RT: Crimea’s referendum on autonomy has now been moved forward two months… what reaction do you expect from Kiev if there’s a positive vote on Crimea breaking away?

ST: Of course they will claim that it is an illegal and unconstitutional referendum, forgetting along the way that they reached power by illegal and unconstitutional means. For the new authorities in Kiev, and for their handlers, aiders and abettors in the Western world, what is sauce for the goose is not a sauce for the gander. I would expect, and I look forward to a similar referendum to be organized not only in the Crimea, but in Odessa further west along the Black Sea coast, and in Donetsk and Kharkov to the northeast, because—as I have already said—Ukraine is a deeply divided country, which only through devolution and through federalization can avoid the danger of outright civil war and disintegration.

RT: Kiev’s self-appointed Prime Minister promises to ruin Crimea’s vital tourist industry by blocking entry from Russia, Belarus and Europe—unless Russian troops leave. What do you make of his threat?

ST: It is quite the contrary. I think that foreign tourists would far rather come to the Crimean Peninsula guarded by Russian troops, than that policed by the thugs of Lvov and Ivano-Frankovsk who came to Kiev to effect the regime change. If they were allowed to descend into eastern and southern Ukraine—and they are very gung-ho and ready for violence—that would be a disaster that the Russian president is well advised to preclude by sending troops. 

RT: EU powers and the U.S. have time and again pledged support for the self-proclaimed authorities in Kiev. How do you think they’ll react to the news of an attempted assault by forces sent from the capital?

ST: I think there would be purely verbal expressions of support. I don’t expect either the EU or the U.S. to be willing to escalate this dispute beyond the point of no return. After all they realize that for the EU it is a peripheral issue, for the United States it is an optional crisis, and for the Russians and for eastern and southern Ukrainians, it is an existential issue. The reactions would be accordingly different. The Russians cannot allow Ukraine to be ruled by the neofascists from Lvov. They cannot allow the Ukraine that would seek, yet again, NATO membership. That would be extremely disruptive for the geopolitical balance in Eastern Europe. On the other hand, for the West, it is simply a geopolitical playing field in a game of surrounding Russia and exercising what an American geopolitical expert called the ‘anaconda strategy.’ The sooner the Russians react and protect both the Crimean peninsula and the surrounding eastern and southern areas, the better. The quicker the action, the less of a reaction there will be from the West. 

RT: We’ve heard threats from some quarters calling for Ukraine to rebuild nuclear weapons, as leverage against Russia. The West was quick to condemn Iran for suspected nuclear arms, so what will it make of these almost direct threats? 

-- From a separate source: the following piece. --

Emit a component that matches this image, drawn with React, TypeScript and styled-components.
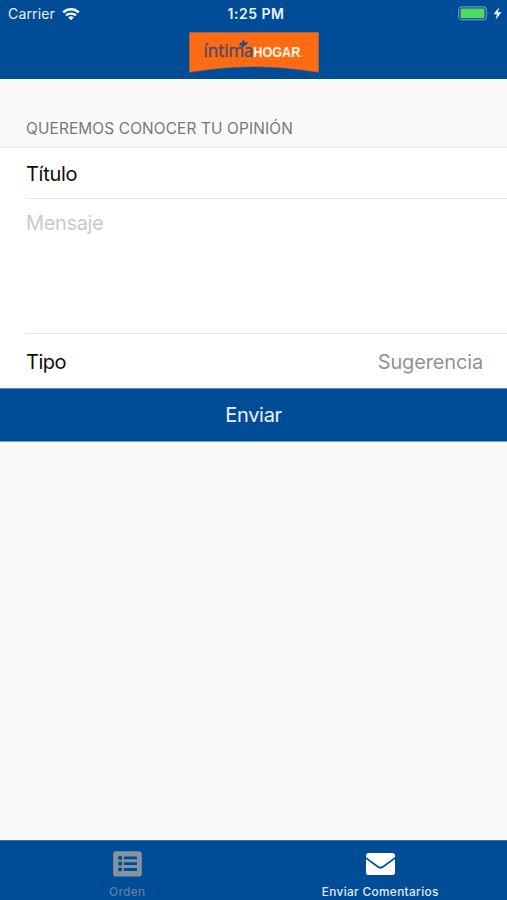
import React from "react";
import styled, { createGlobalStyle } from "styled-components";

const BLUE = "#004c97";

const GlobalStyle = createGlobalStyle`
  *, *::before, *::after { box-sizing: border-box; }
  body {
    margin: 0;
    background: #fafafa;
    font-family: Inter, "Liberation Sans", sans-serif;
    -webkit-font-smoothing: antialiased;
  }
`;

const Screen = styled.div`
  width: 100%;
  height: 900px;
  display: flex;
  flex-direction: column;
  overflow: hidden;
  background: #fafafa;
`;

const Header = styled.header`
  height: 79px;
  flex: none;
  background: ${BLUE};
`;

const StatusBar = styled.div`
  display: grid;
  grid-template-columns: 1fr auto 1fr;
  align-items: center;
  height: 28px;
  padding: 0 5px 0 8px;
  color: #e9f2fc;
  font-size: 14px;
  line-height: 28px;
`;

const Carrier = styled.div`
  display: flex;
  align-items: center;
  gap: 7px;
  letter-spacing: 0.15px;

  svg { margin-top: -1px; }
`;

const Clock = styled.div`
  font-weight: 600;
  letter-spacing: 0.5px;
  padding-left: 2px;
`;

const Power = styled.div`
  display: flex;
  align-items: center;
  justify-content: flex-end;
  gap: 3px;

  svg { margin-top: -2px; }
`;

const LogoRow = styled.div`
  display: flex;
  justify-content: center;
  padding: 4px 0 0 1px;

  svg { display: block; }
`;

const SectionTitle = styled.h2`
  flex: none;
  height: 69px;
  margin: 0;
  padding: 40px 26px 0;
  border-bottom: 1px solid #e9e9ea;
  color: #77777a;
  font-size: 15.4px;
  font-weight: 400;
  line-height: 20px;
  letter-spacing: 0.14px;
`;

const Form = styled.form`
  flex: none;
  background: #fff;
`;

const Row = styled.div<{ $height: number; $last?: boolean }>`
  display: flex;
  justify-content: space-between;
  align-items: center;
  height: ${(p) => p.$height}px;
  margin-left: 26px;
  padding: 2px 24px 0 0;
  border-bottom: ${(p) => (p.$last ? "0" : "1px solid #e6e6e7")};
  font-size: 20px;
  line-height: 26px;
`;

const Label = styled.span<{ $tracking: number }>`
  color: #0c0c0c;
  letter-spacing: ${(p) => p.$tracking}px;
`;

const Value = styled.span`
  color: #929295;
  letter-spacing: -0.15px;
`;

const Message = styled(Row)`
  align-items: flex-start;
  padding-top: 11px;
`;

const Placeholder = styled.span`
  color: #c9c9cc;
  letter-spacing: -0.35px;
`;

const Submit = styled.button`
  display: block;
  width: 100%;
  height: 54px;
  padding: 0;
  border: 0;
  border-top: 1px solid #5a8bbc;
  border-bottom: 1px solid #7ba2ca;
  background: ${BLUE};
  color: #eaf3fd;
  font: 400 20px/52px Inter, "Liberation Sans", sans-serif;
  letter-spacing: -0.3px;
`;

const TabBar = styled.nav`
  display: grid;
  grid-template-columns: 1fr 1fr;
  flex: none;
  height: 60px;
  margin-top: auto;
  border-top: 1px solid #3b6f9f;
  background: ${BLUE};
`;

const Tab = styled.div<{ $active?: boolean }>`
  display: flex;
  flex-direction: column;
  align-items: center;
  padding: 10px 0 0 ${(p) => (p.$active ? 0 : 1)}px;
  color: ${(p) => (p.$active ? "#fff" : "#8592a0")};

  svg { display: block; }
`;

const TabLabel = styled.span<{ $active?: boolean }>`
  margin-top: 7px;
  color: ${(p) => (p.$active ? "#e1edf9" : "#617f9d")};
  font-size: 11.8px;
  font-weight: 500;
  line-height: 16px;
  letter-spacing: 0.36px;
`;

const WifiIcon = () => (
  <svg width="18" height="14" viewBox="0 0 18 14" fill="none" stroke="#f4f9ff">
    <path d="M1.2 5.3C5.7 1.1 12.3 1.1 16.8 5.3" strokeWidth="2.5" />
    <path d="M3.9 8.4C6.7 5.9 11.3 5.9 14.1 8.4" strokeWidth="2.3" />
    <path d="M6.2 10.4C7.7 8.9 10.3 8.9 11.8 10.4L9 13.2Z" fill="#f4f9ff" stroke="none" />
  </svg>
);

const BatteryIcon = () => (
  <svg width="32" height="15" viewBox="0 0 32 15">
    <rect x="0.7" y="0.9" width="27.6" height="13" rx="3.2" fill="none" stroke="#6b97c3" strokeWidth="1.1" />
    <rect x="2.5" y="2.6" width="24" height="9.6" rx="1.3" fill="#4cd964" />
    <path d="M29.8 5.2Q31.5 7.4 29.8 9.6Z" fill="#6b97c3" />
  </svg>
);

const BoltIcon = () => (
  <svg width="9" height="13" viewBox="0 0 9 13">
    <path d="M6.1 0.3L0.5 7.3H3.9L2.6 12.7L8.5 5.3H5Z" fill="#f1f7ff" />
  </svg>
);

const Logo = () => (
  <svg width="130" height="41" viewBox="0 0 130 41">
    <path d="M0.3 0.3H129.7V40.3Q65 29 0.3 40.3Z" fill="#ff6b13" stroke="#8c6668" strokeWidth="0.6" />
    <text x="14.5" y="25" textLength="50" lengthAdjust="spacingAndGlyphs" fontFamily="Open Sans, sans-serif" fontSize="18" fill="#4f4c66" stroke="#4f4c66" strokeWidth="0.45">
      íntima
    </text>
    <path d="M54.3 7.6L55.6 10.4L58.6 10.2L57.2 12.8L55.2 13.6L53.6 16L52.7 13.4L50 13.1L51.6 10.8L53.6 10.2Z" fill="#204e87" stroke="#204e87" strokeWidth="0.5" />
    <text x="64.3" y="25" textLength="47" lengthAdjust="spacingAndGlyphs" fontFamily="Liberation Sans, sans-serif" fontWeight="700" fontSize="14" fill="#fff4e9">
      HOGAR
    </text>
    <circle cx="112.7" cy="24.1" r="0.9" fill="#ffd0ad" />
  </svg>
);

const ListIcon = () => (
  <svg width="29" height="26" viewBox="0 0 29 26">
    <rect x="0.2" y="0.2" width="28.6" height="25.4" rx="2.8" fill="currentColor" />
    <g fill={BLUE}>
      {[5.3, 11.1, 16.9].map((y) => (
        <React.Fragment key={y}>
          <circle cx="7.1" cy={y + 1.6} r="2.1" />
          <rect x="10.9" y={y + 0.2} width="13.1" height="2.8" rx="0.5" />
        </React.Fragment>
      ))}
    </g>
  </svg>
);

const MailIcon = () => (
  <svg width="29" height="26" viewBox="0 0 29 26">
    <path d="M2.8 2H26.2Q29 2 29 4.8V5.9L16.6 15.1Q14.5 16.6 12.4 15.1L0 5.9V4.8Q0 2 2.8 2Z" fill="currentColor" />
    <path d="M0 8.1L11.4 16.6Q14.5 18.9 17.6 16.6L29 8.1V21.2Q29 24 26.2 24H2.8Q0 24 0 21.2Z" fill="currentColor" />
  </svg>
);

export default function App() {
  return (
    <Screen>
      <GlobalStyle />
      <Header>
        <StatusBar>
          <Carrier>
            Carrier
            <WifiIcon />
          </Carrier>
          <Clock>1:25 PM</Clock>
          <Power>
            <BatteryIcon />
            <BoltIcon />
          </Power>
        </StatusBar>
        <LogoRow>
          <Logo />
        </LogoRow>
      </Header>
      <SectionTitle>QUEREMOS CONOCER TU OPINIÓN</SectionTitle>
      <Form>
        <Row $height={51}>
          <Label $tracking={-0.3}>Título</Label>
        </Row>
        <Message $height={135}>
          <Placeholder>Mensaje</Placeholder>
        </Message>
        <Row $height={54} $last>
          <Label $tracking={-0.5}>Tipo</Label>
          <Value>Sugerencia</Value>
        </Row>
        <Submit type="button">Enviar</Submit>
      </Form>
      <TabBar>
        <Tab>
          <ListIcon />
          <TabLabel>Orden</TabLabel>
        </Tab>
        <Tab $active>
          <MailIcon />
          <TabLabel $active>Enviar Comentarios</TabLabel>
        </Tab>
      </TabBar>
    </Screen>
  );
}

ST: I think it is a bit of bravado. Neither the Ukrainian scientific community nor its arms industry has the capacity to do so, nor will it be allowed to do so. If that were indeed on the cards, I have no doubt that Russian special forces would be sent to wherever these installations happened to be—and also to Kiev itself. That would be an outright provocation that nobody can afford at this moment in time, except perhaps some neurotics like Senator John McCain. 

RT: Nobody seems to be taking Yanukovich into account anymore—has he any chance of a comeback?

ST: I don’t think so. Even the people that used to support him were terribly disillusioned by his poor performance. His indecisiveness, his lukewarm attempts to contain the tide—as I warned on your program some weeks ago—were the signs of weakness which only could increase the appetite of the other side. He now stands largely discredited. I think it would be very important for the Russian and pro-Russian Ukrainians to find another, more energetic, perhaps younger leader, who is not tainted by corruption and who would be able to articulate their interests and not the interests of the ruling oligarchy.